What I’m talking about is the fact that Office applications are little standalone apps on your computer that aren’t connected to the web. It seems archaic that when I see a hyperlink in a word document, I not only have to ctrl+click, but that it opens another application to display the content for me. It seems that given just how online our computer experience is overall, I should default, when I want to write text, to a tab in my browser.

Now Google docs theoretically could serve the function I’m talking about, but for some reason I’m just not a consistent user of the service. I guess it’s because I really do need to have documents available offline, and because Google docs emphasizes collaboration so much (so that’s what I use it for).

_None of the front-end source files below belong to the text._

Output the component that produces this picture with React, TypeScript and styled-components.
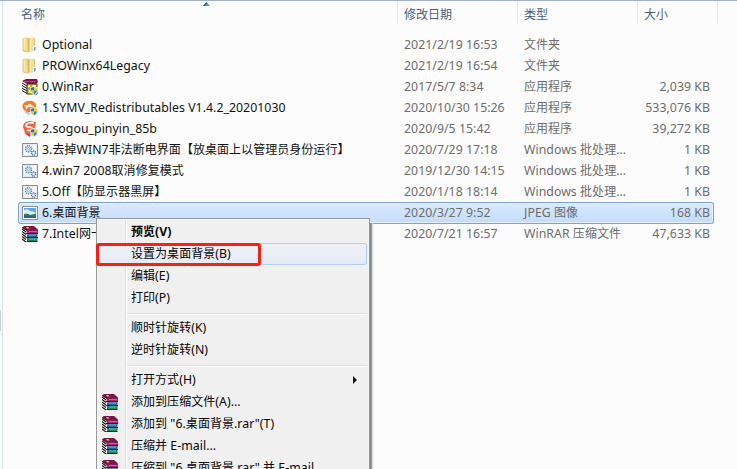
import React from "react";
import styled, { createGlobalStyle, css } from "styled-components";

const Global = createGlobalStyle`
  * { box-sizing: border-box; }
  body { margin: 0; overflow: hidden; background: #fcfcfc; }
`;

const Explorer = styled.main`
  position: relative;
  display: flex;
  width: 737px;
  height: 469px;
  overflow: hidden;
  background: #fcfcfc;
  border-top: 1px solid #a0afca;
  color: #111;
  font: 12.3px/21px "Noto Sans", "Noto Sans CJK SC", sans-serif;
  white-space: nowrap;
`;
const Splitter = styled.div`
  width: 3px;
  flex: none;
  padding-top: 309px;
  border-right: 1px solid #d3e5f5;
`;
const SplitterThumb = styled.div`
  width: 1px;
  height: 21px;
  background: #cfcfcf;
`;
const Listing = styled.section`
  flex: none;
  width: 734px;
  padding-left: 15px;
`;
const columns = css`
  display: grid;
  grid-template-columns: 379px 120px 120px 77px;
`;
const Header = styled.header`
  ${columns}
  grid-template-columns: 380px 120px 120px 80px;
  height: 33px;
`;
const HeaderCell = styled.div<{ $first?: boolean }>`
  height: 25px;
  padding: 3px 0 0 ${(p) => (p.$first ? 3 : 6)}px;
  color: #4c607a;
  border-right: 1px solid;
  border-image: linear-gradient(#d8e5f5, #dfe9f5 60%, #fcfcfc) 1;
  border-width: 0 1px 0 0;
`;
const Row = styled.div<{ $selected?: boolean }>`
  ${columns}
  width: 696px;
  height: 21px;
  ${(p) =>
    p.$selected &&
    css`
      height: 22px;
      margin-bottom: -1px;
      border-radius: 3px;
      background: linear-gradient(#dcebfd, #c1dbfc);
      box-shadow: inset 0 0 0 1px #7da2ce, inset 0 0 0 2px #e5f0fe;
    `}
`;
const NameCell = styled.div`
  display: flex;
  align-items: flex-start;
  height: 21px;
  padding-left: 4px;
  gap: 4px;

  > svg {
    margin-top: 3px;
  }
`;
const Cell = styled.div`
  padding-left: 7px;
  color: #6d6d6d;
`;
const SizeCell = styled(Cell)`
  padding: 0 4px 0 0;
  text-align: right;
`;
const Han = styled.span`
  font-size: 12px;
  letter-spacing: 0.04px;
`;
const Latin = styled.span`
  letter-spacing: 0.04px;
`;
const IconSvg = styled.svg`
  display: block;
  flex: none;
  width: 16px;
  height: 16px;
`;
const SortMark = styled.svg`
  position: absolute;
  top: 1px;
  left: 203px;
  width: 7px;
  height: 4px;
`;
const Menu = styled.nav`
  position: absolute;
  top: 217px;
  left: 96px;
  width: 274px;
  height: 270px;
  padding: 2px 2px 0;
  border: 1px solid #979797;
  background: linear-gradient(90deg, transparent 28px, #dfdfdf 28px, #dfdfdf 29px, #fff 29px, #fff 30px, transparent 30px) 0 2px no-repeat, #f0f0f0;
  box-shadow: inset 0 0 0 1px #f6f6f6, 1px 5px 0 #858585, 2px 5px 0 #a0a0a0, 3px 5px 1px #d5d5d5;
`;
const MenuItem = styled.div<{ $hot?: boolean; $strong?: boolean }>`
  display: flex;
  align-items: center;
  height: 22px;
  padding-right: 10px;
  color: #050505;
  font-weight: ${(p) => (p.$strong ? 700 : 400)};
  ${(p) =>
    p.$hot &&
    css`
      border-radius: 3px;
      background: linear-gradient(#f0f2f5, #e4ebf6);
      box-shadow: inset 0 0 0 1px #aecff7;
    `}
`;
const MenuIcon = styled.span`
  flex: none;
  width: 32px;
  padding-left: 3px;
`;
const MenuText = styled.span`
  flex: 1;
  padding-bottom: 2px;
`;
const Divider = styled.div`
  height: 2px;
  margin: 4px 0 2px 28px;
  border-top: 1px solid #dedede;
  border-bottom: 1px solid #fff;
`;
const Highlight = styled.div`
  position: absolute;
  left: 96px;
  top: 242px;
  width: 165px;
  height: 23px;
  border: 3px solid #fb2112;
  border-radius: 3px;
`;

type Kind = "folder" | "books" | "winrar" | "symv" | "sogou" | "batch" | "image";

const Shield = () => (
  <g>
    <path d="M12 7l4 1.300v3.200c0 2.200-1.700 3.700-4 4.500-2.300-.8-4-2.300-4-4.500V8.300z" fill="#dfe8ef" />
    <path d="M12 8v3.600H8.800V8.900z" fill="#1f78bd" />
    <path d="M12 8v3.600h3.200V8.900z" fill="#f8cd26" />
    <path d="M12 11.600H8.900q.4 2.500 3.100 3.600z" fill="#f6c21d" />
    <path d="M12 11.600h3.100q-.4 2.500-3.100 3.600z" fill="#2589cb" />
  </g>
);

const Books = () => (
  <g>
    <path d="M0 2l5 3v11H4L0 13z" fill="#fff" />
    <path d="M0 3l4 3M0 5.500l4 3M0 8l4 3M0 10.500l4 3M0 13l4 3" stroke="#111" strokeWidth="1.100" />
    <path d="M0 1.500L2 0h10l4 3.500-1 1H4z" fill="#7b1748" />
    <path d="M0 1.500L4.500 4.500H16" stroke="#380c24" fill="none" strokeWidth=".8" />
    <path d="M4 4.500h12v3H5z" fill="#b51f70" />
    <path d="M7 5.500h8" stroke="#e46aab" strokeWidth=".8" />
    <path d="M3.500 7h12.500v1.300H4.500z" fill="#14121a" />
    <path d="M5 8.300h10.500v2.700H5z" fill="#1668ae" />
    <path d="M7 9.200h7" stroke="#68b9e6" strokeWidth=".8" />
    <path d="M3.500 10.900H16v1.200H4.500z" fill="#111a24" />
    <path d="M5 12h10.500v3H5z" fill="#198866" />
    <path d="M7 13h7" stroke="#7bd6ad" strokeWidth=".8" />
    <path d="M4 15h11.500v1H5z" fill="#10251f" />
    <path d="M4 1h2.500l1 1.500H5z" fill="#d9bd32" />
  </g>
);

const Icon = ({ kind }: { kind: Kind }) => (
  <IconSvg viewBox="0 0 16 16">
    {kind === "folder" && (
      <g>
        <path d="M1 1L5 0l2 1.500V15L1 14z" fill="#f3dc8c" />
        <path d="M1 1.300V14l5 1" stroke="#d9bd68" fill="none" strokeWidth=".8" />
        <path d="M2.300 2v11" stroke="#fff0b8" />
        <path d="M5 1h3v13l-2 1.500z" fill="#e8cc76" />
        <path d="M6.800 2v12.500" stroke="#c9a750" strokeWidth=".9" />
        <path d="M7.500 1.500L12 .5l1 1V14l-5.500 1z" fill="#f2dc91" />
        <path d="M8.700 2.500v11" stroke="#fff3c5" />
        <path d="M12.700 1.500v7" stroke="#d6ba69" strokeWidth=".8" />
        <path d="M11 9h2.500v4.500H11z" fill="#f9fcff" />
        <path d="M12 10h1.500v3.500H12z" fill="#50a9e4" />
      </g>
    )}
    {kind === "books" && <Books />}
    {kind === "winrar" && (
      <g>
        <path d="M0 2L4 0h11l1 3-2 2H5z" fill="#831052" />
        <path d="M2 2.500h12" stroke="#d03b87" />
        <path d="M0 3l5 3v10H4L0 13z" fill="#fff" />
        <path d="M0 4l5 3M0 6.500l5 3M0 9l5 3M0 11.500l5 3" stroke="#111" />
        <path d="M5 5h10v10H5z" fill="#d4d419" stroke="#36331f" />
        <path d="M6 6h3v3H6zm5 0h3v3h-3zM7 11h5v3H7z" fill="#fffa7b" />
        <path d="M9 6v7M6 9h7" stroke="#716a26" />
        <Shield />
      </g>
    )}
    {kind === "symv" && (
      <g>
        <path d="M1 4q3-4 9-3 5 2 4 6-3 6-9 5Q-1 9 1 4z" fill="#f47b20" />
        <path d="M2 5l3 .5 3-2 2 2 3 .5-4 1-2-.5-3 3-.5-3z" fill="#fff" />
        <path d="M3 10q3 4 7 2l-3 3-4-2z" fill="#b8c6d2" />
        <Shield />
      </g>
    )}
    {kind === "sogou" && (
      <g>
        <path d="M1 6q0-5 6-6l7 1-1 8-5 6-5-3z" fill="#ef683e" />
        <path d="M12 2Q5 1 4 4q0 2 4 2 4 1 2 3-2 1-5 0" fill="none" stroke="#fff" strokeWidth="1.700" />
        <path d="M2 12l6 1v3z" fill="#c6432f" />
        <Shield />
      </g>
    )}
    {kind === "batch" && (
      <g>
        <path d="M.5 1.500h15v13H.5z" fill="#f7fbfe" stroke="#868f97" />
        <path d="M1.500 2.500h13v11h-13z" fill="none" stroke="#e5ebef" />
        <circle cx="6.500" cy="6.800" r="3" fill="#dbeaf4" stroke="#668eae" strokeWidth="1.500" strokeDasharray="1.300 .7" />
        <circle cx="6.500" cy="6.800" r="1.100" fill="#fff" stroke="#7895ab" strokeWidth=".6" />
        <circle cx="11.500" cy="11" r="2.100" fill="#d4e3ef" stroke="#4e789d" strokeWidth="1.300" strokeDasharray="1.100 .6" />
        <circle cx="11.500" cy="11" r=".7" fill="#fff" />
      </g>
    )}
    {kind === "image" && (
      <g>
        <path d="M.5 1.500h15v13H.5z" fill="#fff" stroke="#8a9298" />
        <path d="M2 3h12v10H2z" fill="#60a8dd" />
        <path d="M2 5q4-2 6 1 3 0 6 2v2H2z" fill="#d5eef7" />
        <path d="M2 9q4-1 6 1l6-1.500V12H2z" fill="#397a57" />
        <path d="M2 11.500l5-1 7 1.500v1H2z" fill="#286194" />
      </g>
    )}
  </IconSvg>
);

// Han glyphs and Latin runs carry separate sizes, as they do in the system UI font.
const Label = ({ text }: { text: string }) => (
  <span>
    {text.split(/([\u3000-\u9fff]+)/).map((part, i) =>
      i % 2 ? <Han key={i}>{part}</Han> : <Latin key={i}>{part}</Latin>,
    )}
  </span>
);

const files: { kind: Kind; name: string; date: string; type: string; size?: string }[] = [
  { kind: "folder", name: "Optional", date: "2021/2/19 16:53", type: "文件夹" },
  { kind: "folder", name: "PROWinx64Legacy", date: "2021/2/19 16:54", type: "文件夹" },
  { kind: "winrar", name: "0.WinRar", date: "2017/5/7 8:34", type: "应用程序", size: "2,039 KB" },
  { kind: "symv", name: "1.SYMV_Redistributables V1.4.2_20201030", date: "2020/10/30 15:26", type: "应用程序", size: "533,076 KB" },
  { kind: "sogou", name: "2.sogou_pinyin_85b", date: "2020/9/5 15:42", type: "应用程序", size: "39,272 KB" },
  { kind: "batch", name: "3.去掉WIN7非法断电界面【放桌面上以管理员身份运行】", date: "2020/7/29 17:18", type: "Windows 批处理...", size: "1 KB" },
  { kind: "batch", name: "4.win7 2008取消修复模式", date: "2019/12/30 14:15", type: "Windows 批处理...", size: "1 KB" },
  { kind: "batch", name: "5.Off【防显示器黑屏】", date: "2020/1/18 18:14", type: "Windows 批处理...", size: "1 KB" },
  { kind: "image", name: "6.桌面背景", date: "2020/3/27 9:52", type: "JPEG 图像", size: "168 KB" },
  { kind: "books", name: "7.Intel网卡", date: "2020/7/21 16:57", type: "WinRAR 压缩文件", size: "47,633 KB" },
];

type Entry = { text: string; hot?: boolean; strong?: boolean; rar?: boolean; sub?: boolean } | null;
const entries: Entry[] = [
  { text: "预览(V)", strong: true },
  { text: "设置为桌面背景(B)", hot: true },
  { text: "编辑(E)" },
  { text: "打印(P)" },
  null,
  { text: "顺时针旋转(K)" },
  { text: "逆时针旋转(N)" },
  null,
  { text: "打开方式(H)", sub: true },
  { text: "添加到压缩文件(A)...", rar: true },
  { text: '添加到 "6.桌面背景.rar"(T)', rar: true },
  { text: "压缩并 E-mail...", rar: true },
  { text: '压缩到 "6.桌面背景.rar" 并 E-mail', rar: true },
];

export default function App() {
  return (
    <Explorer>
      <Global />
      <Splitter><SplitterThumb /></Splitter>
      <Listing>
        <Header>
          {["名称", "修改日期", "类型", "大小"].map((title, i) => (
            <HeaderCell key={title} $first={i === 0}><Han>{title}</Han></HeaderCell>
          ))}
        </Header>
        {files.map((f) => (
          <Row key={f.name} $selected={f.kind === "image"}>
            <NameCell><Icon kind={f.kind} /><Label text={f.name} /></NameCell>
            <Cell><Label text={f.date} /></Cell>
            <Cell><Label text={f.type} /></Cell>
            <SizeCell>{f.size && <Label text={f.size} />}</SizeCell>
          </Row>
        ))}
      </Listing>
      <SortMark viewBox="0 0 7 4"><path d="M3.500 0L7 4H0z" fill="#5c9fc5" /><path d="M3.500 0L0 4h2l2-3z" fill="#315c7d" /></SortMark>
      <Menu>
        {entries.map((e, i) =>
          e ? (
            <MenuItem key={i} $hot={e.hot} $strong={e.strong}>
              <MenuIcon>{e.rar && <Icon kind="books" />}</MenuIcon>
              <MenuText><Label text={e.text} /></MenuText>
              {e.sub && <svg width="4" height="8" viewBox="0 0 4 8"><path d="M0 0l4 4-4 4z" fill="#111" /></svg>}
            </MenuItem>
          ) : <Divider key={i} />,
        )}
      </Menu>
      <Highlight />
    </Explorer>
  );
}
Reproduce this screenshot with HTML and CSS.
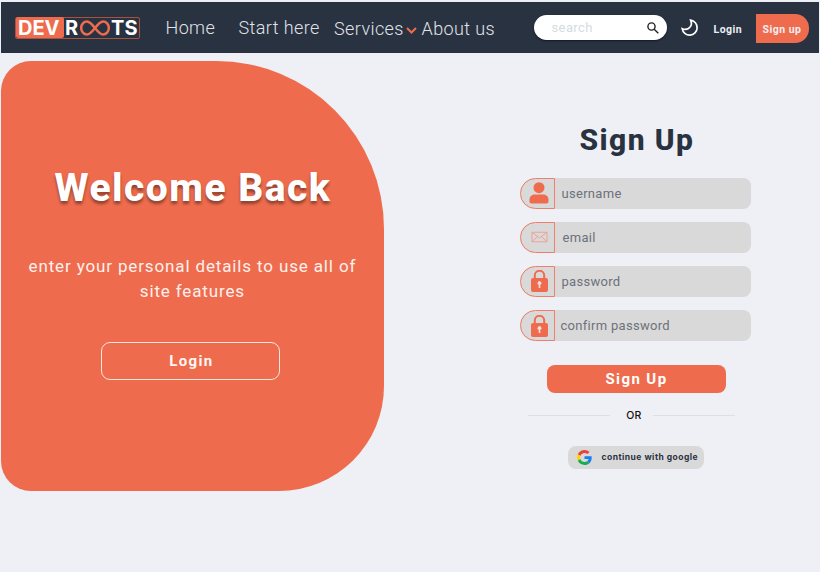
FILE: index.html
```html
<!DOCTYPE html>
<html lang="en">
<head>
<meta charset="utf-8">
<title>DevRoots - Sign Up</title>
<link rel="stylesheet" href="styles.css">
</head>
<body>
<header class="navbar">
  <a class="logo"><span class="logo-dev">DEV</span><span class="logo-r">R</span><svg class="logo-loop" viewBox="0 0 30 16"><path d="M15 8C11.500 3.500 9.500 1.500 7 1.500a5.800 6.500 0 0 0 0 13c2.500 0 4.500-2 8-6.500s5.500-6.500 8-6.500a5.800 6.500 0 0 1 0 13c-2.500 0-4.500-2-8-6.500z"/></svg><span class="logo-ts">TS</span></a>
  <nav class="links">
    <a class="link home">Home</a>
    <a class="link start">Start here</a>
    <a class="link services">Services</a>
    <svg class="chevron" viewBox="0 0 11 7"><path d="M1 1l4.500 4.500L10 1"/></svg>
    <a class="link about">About us</a>
  </nav>
  <div class="search"><span class="search-text">search</span><svg class="search-icon" viewBox="0 0 12 12"><circle cx="4.500" cy="4.500" r="3.600"/><path d="M7.200 7.200L11.300 11.300"/></svg></div>
  <svg class="moon" viewBox="0 0 18 18"><path d="M9.600 1.200A7.500 7.500 0 1 1 1.200 9.700Q4.500 11.200 7.400 9.500Q12 6.800 9.600 1.200z"/></svg>
  <a class="nav-login">Login</a>
  <a class="nav-signup">Sign up</a>
</header>
<main class="content">
  <section class="welcome">
    <h1 class="welcome-title">Welcome Back</h1>
    <p class="welcome-copy">enter your personal details to use all of<br>site features</p>
    <button class="welcome-login">Login</button>
  </section>
  <form class="signup">
    <h2 class="signup-title">Sign Up</h2>
    <div class="field"><span class="field-icon"><svg class="user" viewBox="0 0 20 22"><circle cx="10" cy="5.700" r="5.500"/><path d="M.5 19.500v-2c0-3 2.500-5 5.500-5h8c3 0 5.500 2 5.500 5v2c0 1.300-.8 2-2 2h-15c-1.200 0-2-.7-2-2z"/></svg></span><span class="field-label username">username</span></div>
    <div class="field"><span class="field-icon"><svg class="mail" viewBox="0 0 18 12"><path d="M1 1h16v10H1zM1 1l8 6 8-6M1 11l6-5.500M17 11l-6-5.500"/></svg></span><span class="field-label email">email</span></div>
    <div class="field"><span class="field-icon"><svg class="lock" viewBox="0 0 17 22"><path class="shackle" d="M3.800 9V5.500a4.700 4.700 0 0 1 9.400 0V9"/><rect y="8" width="17" height="14" rx="2"/><path class="keyhole" d="M7.700 14.800a1.900 1.900 0 1 1 1.600 0V18H7.700z"/></svg></span><span class="field-label password">password</span></div>
    <div class="field"><span class="field-icon"><svg class="lock" viewBox="0 0 17 22"><path class="shackle" d="M3.800 9V5.500a4.700 4.700 0 0 1 9.400 0V9"/><rect y="8" width="17" height="14" rx="2"/><path class="keyhole" d="M7.700 14.800a1.900 1.900 0 1 1 1.600 0V18H7.700z"/></svg></span><span class="field-label confirm">confirm password</span></div>
    <button class="submit" type="button">Sign Up</button>
    <div class="divider"><span class="or">OR</span></div>
    <button class="google" type="button"><svg class="google-icon" viewBox="0 0 48 48"><path fill="#EA4335" d="M24 9.500c3.540 0 6.710 1.220 9.210 3.600l6.850-6.850C35.900 2.380 30.470 0 24 0 14.620 0 6.510 5.380 2.560 13.220l7.980 6.190C12.430 13.720 17.740 9.500 24 9.500z"/><path fill="#1a7df0" d="M46.980 24.550c0-1.570-.15-3.090-.38-4.550H24v9.020h12.940c-.58 2.960-2.260 5.480-4.780 7.180l7.730 6c4.510-4.180 7.090-10.360 7.090-17.650z"/><path fill="#FFD500" d="M10.530 28.590c-.48-1.450-.76-2.990-.76-4.590s.27-3.140.76-4.590l-7.980-6.190C.92 16.460 0 20.120 0 24s.92 7.540 2.560 10.780l7.970-6.190z"/><path fill="#16b04a" d="M24 48c6.480 0 11.930-2.130 15.890-5.810l-7.730-6c-2.150 1.450-4.920 2.300-8.160 2.300-6.260 0-11.570-4.220-13.470-9.910l-7.980 6.190C6.510 42.620 14.620 48 24 48z"/></svg><span class="google-text">continue with google</span></button>
  </form>
</main>
</body>
</html>
```
FILE: styles.css
```css
* { box-sizing: border-box; }

body {
  margin: 0;
  padding: 2.4px 1.500px 0 .8px;
  height: 572px;
  overflow: hidden;
  background: #eff0f5;
  font-family: Roboto, "Liberation Sans", sans-serif;
  white-space: nowrap;
}

svg { display: block; flex: none; fill: none; }
button { border: 0; padding: 0; font-family: inherit; }

.navbar {
  display: flex;
  align-items: center;
  height: 51px;
  padding-left: 14.200px;
  background: #293241;
}

.logo {
  display: flex;
  align-items: center;
  width: 125.500px;
  height: 22px;
  border: 1px solid #a9523f;
  border-radius: 2px;
  color: #fff;
  font: 700 20px/23px Inter, sans-serif;
}
.logo-dev { width: 48px; height: 21px; padding-left: 2px; border-radius: 2px; background: #ee6c4d; }
.logo-r { width: 16px; padding: 2px 0 0 1px; }
.logo-loop { width: 30px; height: 16px; stroke: #ee6c4d; stroke-width: 2.500; }
.logo-ts { padding: 2px 0 0 1px; letter-spacing: .2px; }

.links { display: flex; align-items: center; width: 394px; padding-left: 25px; }
.link { color: #e0e3e8; font-size: 18px; font-weight: 300; line-height: 24px; letter-spacing: .4px; }
.home { width: 73px; padding-top: 1px; }
.start { width: 95.500px; padding-top: 1px; }
.services { width: 72px; padding-top: 2px; }
.chevron { width: 11px; height: 7px; margin-top: 6px; stroke: #ee6c4d; stroke-width: 2; }
.about { padding: 2px 0 0 4.500px; }

.search {
  display: flex;
  align-items: center;
  justify-content: space-between;
  width: 133px;
  height: 25px;
  padding: 0 8px 0 17px;
  border-radius: 13px;
  background: #fff;
  box-shadow: 0 1px 2px rgba(0, 0, 0, .5);
}
.search-text { color: #d3dddf; font-size: 13px; letter-spacing: .4px; }
.search-icon { width: 12px; height: 12px; stroke: #222; stroke-width: 1.400; }
.moon { width: 18px; height: 18px; margin-left: 14px; stroke: #fff; stroke-width: 1.700; }
.nav-login { width: 43px; margin-left: 14px; padding-top: 3px; color: #eceef2; font-size: 10.500px; font-weight: 700; letter-spacing: .5px; }
.nav-signup {
  width: 53px;
  height: 29px;
  margin-top: 2px;
  padding-left: 6px;
  border-radius: 0 14px 14px 0;
  background: #ee6c4d;
  color: #f4eef0;
  font-size: 10.500px;
  font-weight: 700;
  line-height: 31px;
  letter-spacing: .5px;
}

.content { display: flex; padding-top: 7.200px; }

.welcome {
  display: flex;
  flex-direction: column;
  align-items: center;
  width: 383.200px;
  height: 430px;
  padding-top: 103px;
  border-radius: 30px 168px 105px 30px;
  background: #ee6c4d;
  color: #fff;
}
.welcome-title { margin: 0; padding-left: 1px; font-size: 39px; font-weight: 800; line-height: 48px; letter-spacing: 1.450px; text-shadow: 0 3px 3px rgba(0, 0, 0, .4); }
.welcome-copy { margin: 42px 0 0; color: #fff0ec; font-size: 17px; line-height: 25.500px; letter-spacing: .86px; text-align: center; }
.welcome-login {
  width: 179px;
  height: 38px;
  margin: 37px 3px 0 0;
  padding-left: 1px;
  border: 1.500px solid #fde5df;
  border-radius: 9px;
  background: none;
  color: #fff5f2;
  font-size: 15px;
  font-weight: 700;
  letter-spacing: 1.400px;
}

.signup { display: flex; flex-direction: column; align-items: center; width: 231px; margin-left: 136.500px; padding-top: 60px; }
.signup-title { margin: 0 0 19px; padding-left: 2px; color: #293241; font-size: 30px; font-weight: 800; line-height: 38px; letter-spacing: 1.400px; }
.field { display: flex; align-items: center; width: 231px; height: 31px; margin-bottom: 13.200px; border-radius: 16px 8px 8px 16px; background: #d9d9d9; }
.field-icon { display: flex; align-items: center; justify-content: center; width: 35px; height: 31px; padding-left: 3px; border: 1px solid #ee806a; border-radius: 16px 0 0 16px; }
.user { width: 20px; height: 22px; fill: #ee6c4d; }
.mail { width: 17px; height: 12px; stroke: #eea092; stroke-width: 1; }
.lock { width: 17px; height: 22px; fill: #ee6c4d; }
.shackle { fill: none; stroke: #ee6c4d; stroke-width: 2; }
.keyhole { fill: #eee0df; }
.field-label { color: #6d717b; font-size: 13px; letter-spacing: .3px; }
.username, .password { padding-left: 6px; }
.email { padding-left: 7px; }
.confirm { padding-left: 5px; }
.submit { width: 179px; height: 28px; margin: 11px 0 0 1px; border-radius: 8px; background: #ee6c4d; color: #fff; font-size: 15px; font-weight: 700; letter-spacing: 1.400px; }
.divider { display: flex; align-items: center; width: 207px; height: 16px; margin: 14px 8px 0 0; }
.divider::before, .divider::after { content: ""; flex: 1; height: 1.500px; background: #dedfe1; }
.or { width: 43px; padding-left: 4px; text-align: center; color: #111; font: 500 10.500px Inter, sans-serif; letter-spacing: .3px; }
.google { display: flex; align-items: center; width: 136px; height: 23px; margin: 23px 0 0 1px; padding-left: 9px; border-radius: 8px; background: #d9d9d9; }
.google-icon { width: 15px; height: 15px; }
.google-text { margin: -2px 0 0 9px; color: #293241; font: 700 8.500px Inter, sans-serif; letter-spacing: .48px; }
```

No, I’m imagining something a little different. When I hit ctrl+t to open a new tab in my browser, I want the url bar to be there for me to use, sure, but what about the page itself? Google’s Chrome uses this to display a list of your favorite sites, but that seems kind of redundant to me, because as soon as I start typing in a url, Firefox will tell me what I’m likely looking for about 3 characters in. What I would really like is to hit ctrl+t and in addition to the ability to type in a url, have a couple of options right there, like a word processor, a file explorer, maybe even games. By and large, I feel like my browser is the center of my computer experience anyway, so why can’t some of my offline content live there, too?

I suppose what I’m really suggesting is that we get more OS-like browsers (or maybe a browser-like OS), because it feels like the distinctions between my online and offline content are relics of a bygone era when going online was something special, not the default state. I don’t know if anyone’s already working on something like this, but I’d like to see it.